Voice to text transcription is a broad term that covers two fundamentally different workflows. The first is real-time dictation: you speak, and words appear on screen almost instantly. The second is file-based transcription: you record audio or upload an existing recording, and software converts it to text after the fact. Both are powerful, and both have contexts where they are the right tool.

Understanding the distinction helps you choose the right approach for each task — and avoid the frustration of using a file-based tool when real-time dictation would serve you far better, or vice versa.

Real-Time Voice to Text Transcription

Real-time transcription converts your speech to text while you are speaking. The processing happens in fractions of a second — so fast that the text appears on screen nearly simultaneously with the words coming out of your mouth. This is the mode used by dictation apps, voice typing features in keyboards, and accessibility tools for people who cannot use a keyboard.

The primary use case is replacing typing. When you want to compose a document, respond to an email, write a message, or fill out a form, real-time dictation lets you do it three to four times faster than you could on a keyboard. The text flows directly into whatever application you are using, at your cursor position, without any intermediate step.

What Real-Time Transcription Is Good For

Writing emails, messages, and documents from scratch
Capturing ideas and notes while they are fresh
Hands-free data entry in professional workflows
Accessibility use cases where typing is difficult or impossible
Any situation where you need text to appear immediately in a specific application

The Latency Question

For real-time transcription, latency is the defining quality metric. A tool that delivers text in 200 milliseconds feels nearly instantaneous. A tool with 1.5 seconds of delay feels slow and interrupts your train of thought. The best real-time dictation apps are engineered specifically to minimize this delay, batching your speech in short segments and transcribing each segment while the next one is being captured.

File-Based Voice Transcription

File-based transcription works on audio that has already been recorded. You upload a file — an MP3, WAV, M4A, or another format — and the service produces a text transcript. Unlike real-time dictation, there is no immediacy requirement. The system can process the entire file at once, which often yields higher accuracy because it has access to the full context of the recording before producing output.

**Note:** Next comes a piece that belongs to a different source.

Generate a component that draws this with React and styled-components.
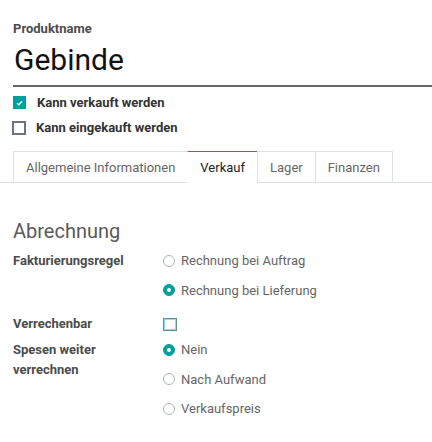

File-based transcription is the approach used by meeting recording tools, podcast transcription services, video captioning platforms, and academic research software. The primary use cases involve audio that already exists rather than audio you are about to create.

What File-Based Transcription Is Good For

Transcribing recorded interviews or focus groups
Creating captions or subtitles for video content
Converting podcast episodes to searchable text
Processing recordings from meetings you did not caption in real time
Academic research involving recorded speech data

Accuracy Differences

File-based transcription typically achieves slightly higher accuracy than real-time transcription for the same audio quality. This is because offline processing can use larger models and more compute per second of audio, and because having the full recording available lets the model use bidirectional context — understanding a word based both on what came before and what comes after. Real-time systems must make decisions with only the context accumulated so far, which is a harder problem.

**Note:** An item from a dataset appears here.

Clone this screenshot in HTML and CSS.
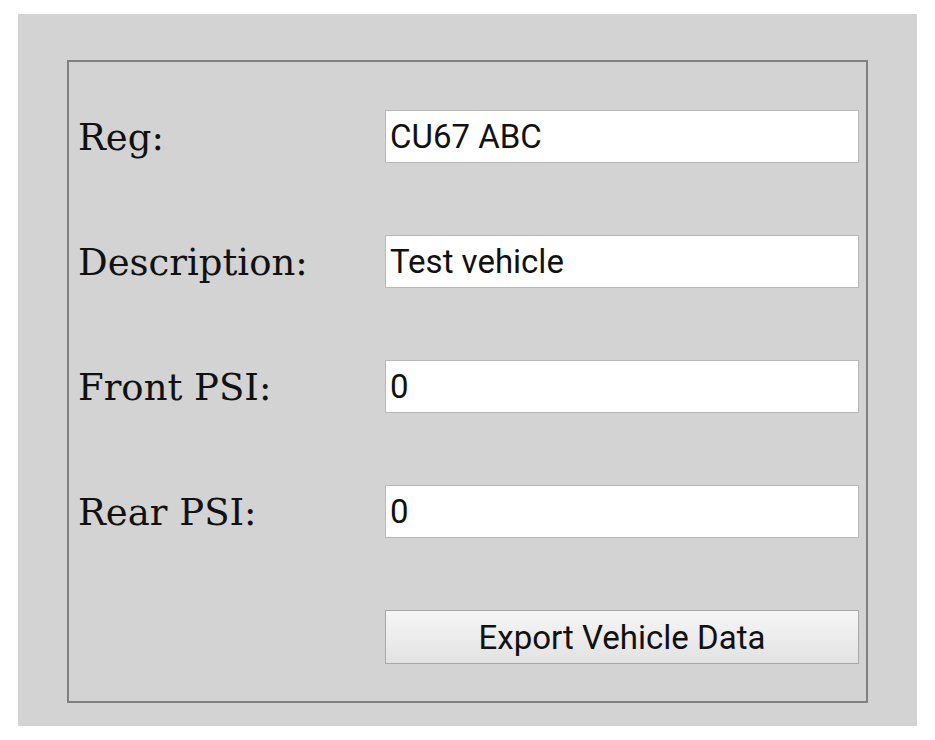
FILE: index.html
```html
<!DOCTYPE html>
<html>
<head>
<meta charset="utf-8">
<link rel="stylesheet" href="styles.css">
</head>
<body>
<div class="page">
  <div class="panel">
    <form class="form">
      <label class="label" for="reg">Reg:</label>
      <input class="field" id="reg" type="text" value="CU67 ABC">
      <label class="label" for="desc">Description:</label>
      <input class="field" id="desc" type="text" value="Test vehicle">
      <label class="label" for="front">Front PSI:</label>
      <input class="field" id="front" type="text" value="0">
      <label class="label" for="rear">Rear PSI:</label>
      <input class="field" id="rear" type="text" value="0">
      <span class="spacer"></span>
      <button class="button" type="button">Export Vehicle Data</button>
    </form>
  </div>
</div>
</body>
</html>
```
FILE: styles.css
```css
html, body {
  margin: 0;
  padding: 0;
  background: #ffffff;
}
body {
  padding: 14px 18px;
}
.page {
  background: #d3d3d3;
  height: 712px;
  box-sizing: border-box;
  padding: 46px 49px 0 49px;
}
.panel {
  border: 2px solid #808080;
  height: 643px;
  box-sizing: border-box;
  padding: 48px 7px 0 9px;
}
.form {
  display: grid;
  grid-template-columns: 1fr 474px;
  row-gap: 72px;
  align-items: center;
  margin: 0;
}
.label {
  font-family: "DejaVu Serif", "Liberation Serif", serif;
  font-size: 37px;
  color: #111;
  line-height: 44px;
  padding-top: 3px;
}
.field {
  height: 53px;
  box-sizing: border-box;
  border: 1px solid #b8b8b8;
  background: #ffffff;
  font-family: Roboto, "Liberation Sans", sans-serif;
  font-size: 33px;
  color: #111;
  padding: 0 4px;
  margin: 0;
  outline: none;
}
.button {
  height: 54px;
  box-sizing: border-box;
  border: 1px solid #a8a8a8;
  background: linear-gradient(#f6f6f6, #e2e2e2);
  font-family: Roboto, "Liberation Sans", sans-serif;
  font-size: 33px;
  color: #111;
  margin: 0;
  padding: 0;
  border-radius: 0;
}
```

For most professional use cases, this accuracy difference is minor. Both approaches now achieve 95 percent or higher accuracy on clear speech from a good microphone. The gap widens on difficult audio — heavy accents, background noise, overlapping speakers — where offline processing has a clearer advantage.

When to Use Each Approach

The choice between real-time and file-based transcription depends on your workflow, not on which approach is technically superior. Here is a practical framework:

Use real-time dictation when you are creating new content and want the text to flow directly into your working application. Drafting, composing, note-taking, messaging — anything where you are producing output that will immediately go somewhere.

Use file-based transcription when you are working with audio that already exists and accuracy over speed is the priority. Interviews, recordings, archived audio — anything where you have a finished recording that needs to become text.

Use both when your workflow involves capturing ideas via voice recordings and then editing those recordings into polished text. Many writers speak rough ideas into a voice memo app, run the recording through a transcription service, and then edit the transcript directly rather than starting from a blank page.

Combining Real-Time and File-Based in Practice

One increasingly popular workflow uses both modes in sequence. You capture quick voice notes throughout the day using real-time dictation — jotting down meeting insights, action items, ideas — and then process longer recordings from interviews or brainstorming sessions using file-based transcription at the end of the day. The combination covers every voice-to-text use case without forcing any single tool to do everything.

Steno supports the real-time side of this workflow on Mac and iPhone, delivering instant transcription into any app on your device. For the file-based side, dedicated transcription services handle recorded audio. Using both together gives you comprehensive voice-to-text coverage across your entire professional workflow.

Quality Factors That Apply to Both

Regardless of which approach you use, the same factors determine transcription quality. Microphone quality matters enormously — a $30 USB condenser microphone will outperform a laptop's built-in mic by a significant margin. Speaking speed and clarity matter, though modern systems handle a wide range of paces well. Background noise is the biggest accuracy killer for both real-time and file-based systems.

Punctuation handling also varies. Some systems insert punctuation automatically based on speech rhythm and sentence structure. Others require you to speak punctuation commands explicitly. For long-form writing, automatic punctuation insertion is a major quality-of-life feature worth seeking out in whichever tool you choose.

Voice to text transcription is not one technology — it is two. Knowing which mode fits your task is half the battle.